Russian health officials on Tuesday announced an investigation into the safety of ventilators at two hospitals, where fires in intensive care units (ICUs) for COVID-19 patients killed a total of six people over the past four days.
The deaths occurred as Russia’s growing coronavirus caseload is putting a strain on its vastly outdated healthcare infrastructure.
Russian President Vladimir Putin has boasted about Russia’s response to the outbreak, saying that a six-week lockdown helped “slow down the epidemic” and gave the government enough time to prepare the healthcare system for a worst-case scenario.
Photo: AP
“Every region is ready and has everything it needs to help people that might suffer from severe complications, and offer them specialized medical care, including intensive care,” Putin said on Monday, as he announced a gradual easing of restrictions and a reopening of businesses.

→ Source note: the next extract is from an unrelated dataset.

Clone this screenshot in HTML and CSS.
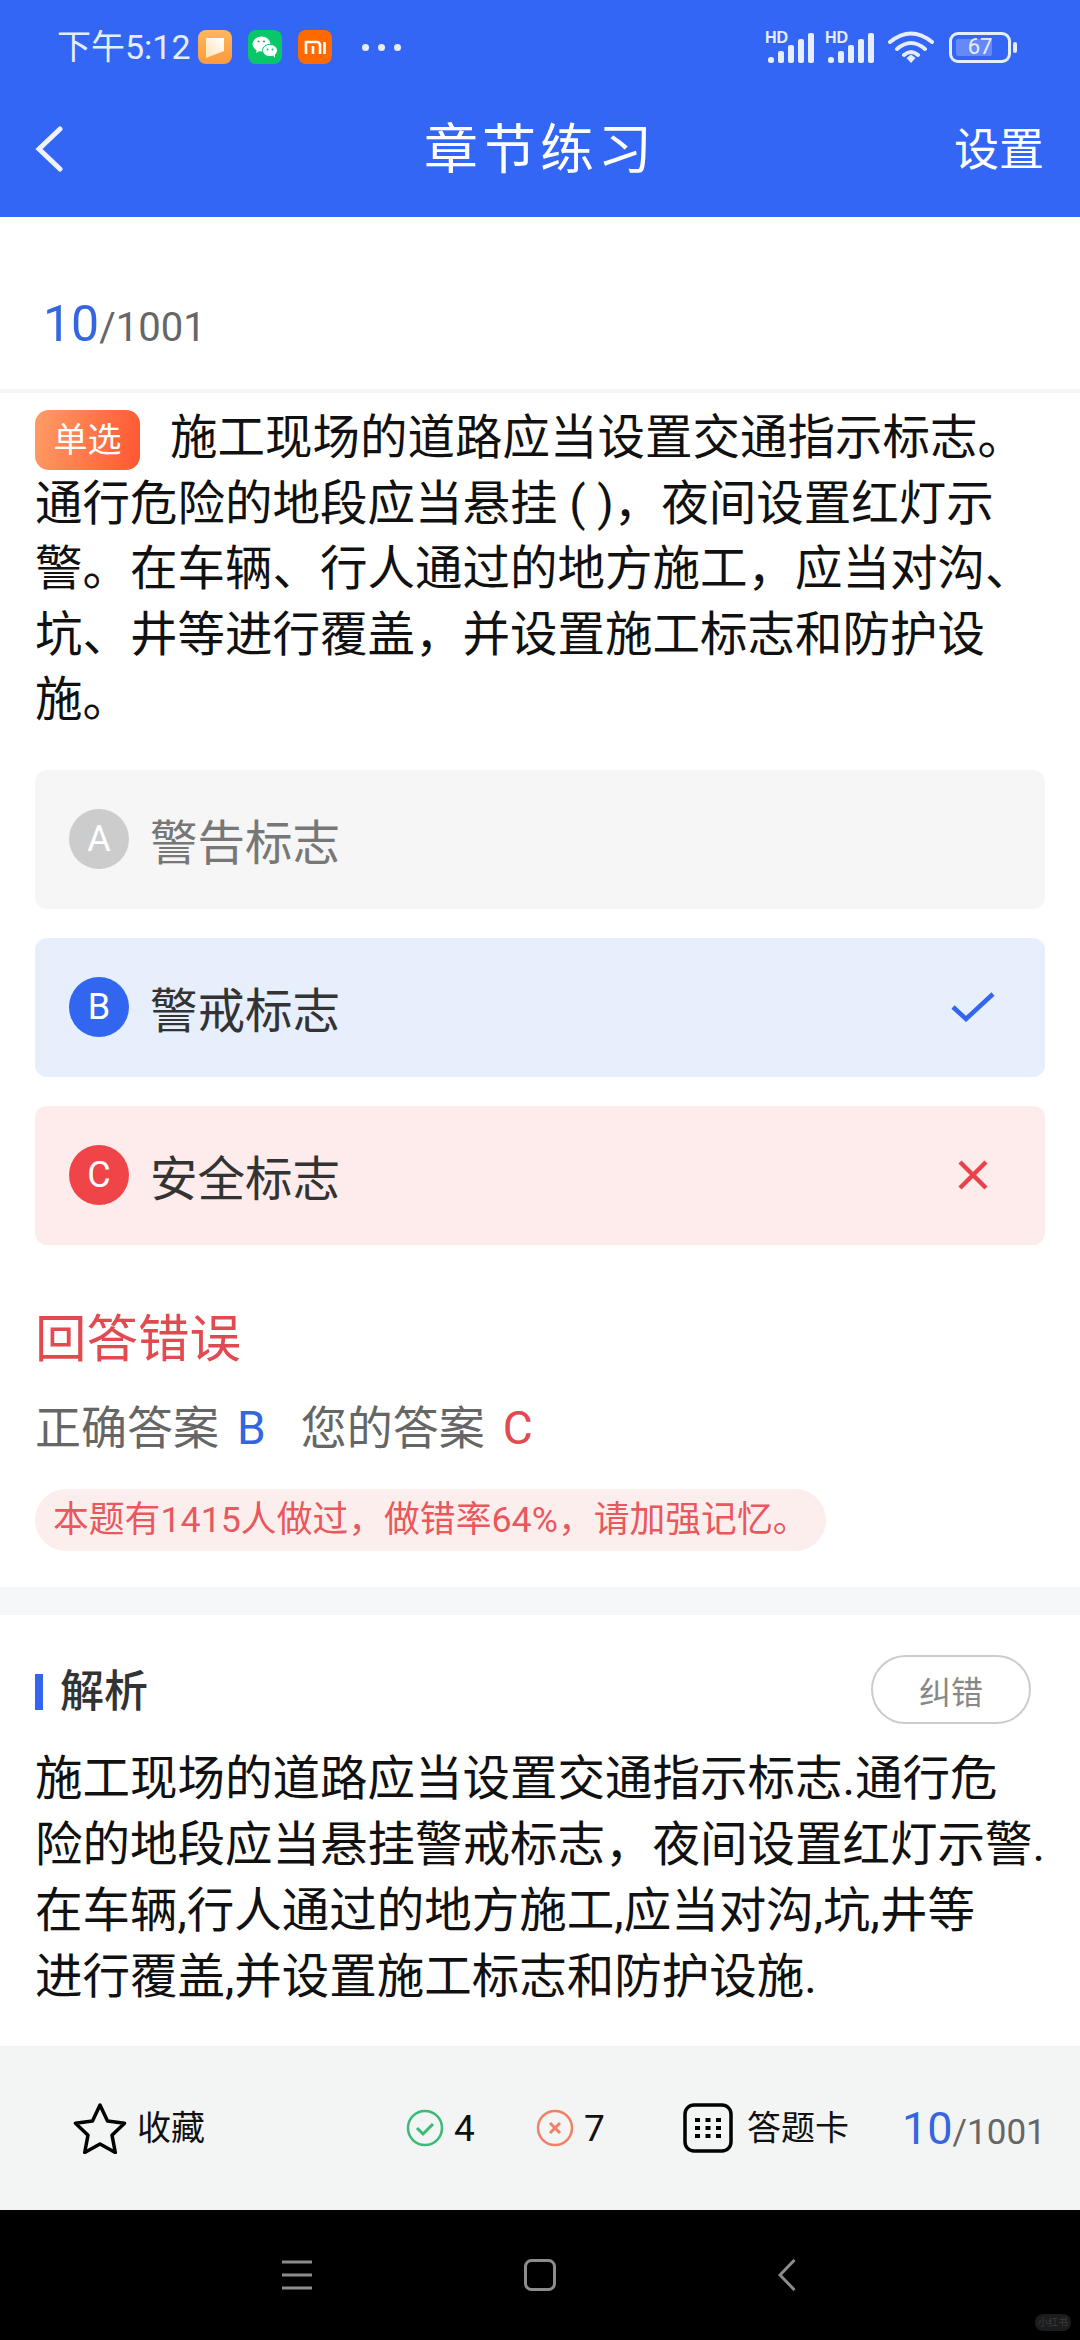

A fire on Tuesday morning at St George Hospital in St Petersburg killed five coronavirus patients who were on ventilators.
On Saturday, another fire broke out at the Spasokukotsky Hospital in Moscow and killed one patient.
Both hospitals have been recently repurposed for treating coronavirus patients and in both, faulty ventilators were reported to have caused the fire.
St George Hospital director Valery Strizheletsky said a ventilator in an ICU caught fire right in front of another doctor.
The brand-new, Russian-made breathing machine had been installed in the unit just 10 days before, local media reported.
Strizheletsky and hospital deputy director Igor Ivanov were unavailable for comment on Tuesday.
The ventilator that caught fire in Spasokukotsky Hospital was made at the same factory, the TASS state news agency reported, citing unnamed sources in law enforcement.
The factory in the Sverdlovsk region in the Russian Urals is owned by state-controlled Rostech Corp, run by longtime Putin ally Sergei Chemezov.
Russia’s state healthcare watchdog, Rossdravnadzor, said in a statement on Tuesday that it was looking into “the quality and the safety” of ventilators that are being used at both hospitals.
Doctors in hospitals outside cities such as Moscow and St Petersburg have regularly complained about shortages of ventilators or their poor quality.
“I have been in these situations myself several times: A patient is on a ventilator, then suddenly there’s an electricity spike and the ventilator turns off,” Tatyana Revva, an intensive care specialist at a hospital in Kalach-on-Don, a small town in southwestern Russia, told reporters.
“The ventilators we have, they’re 20 years old,” said Revva, who made national headlines after publicly complaining about shortages of protective gear and outdated equipment at her hospital.
Russian lawmaker Grigory Anikeyev last month donated 50 ventilators to a hospital in Vladimir, a small city east of Moscow, that turned out to be outdated by 15 years.
Two more hospitals in Vladimir reported receiving a total of 47 ventilators from the same expired batch.
However, the Russian government said that the country’s hospitals have enough ventilators to deal with the growing number of coronavirus patients.
Only “a small fraction” of Russia’s ventilator stockpile is being used, Putin said on Monday.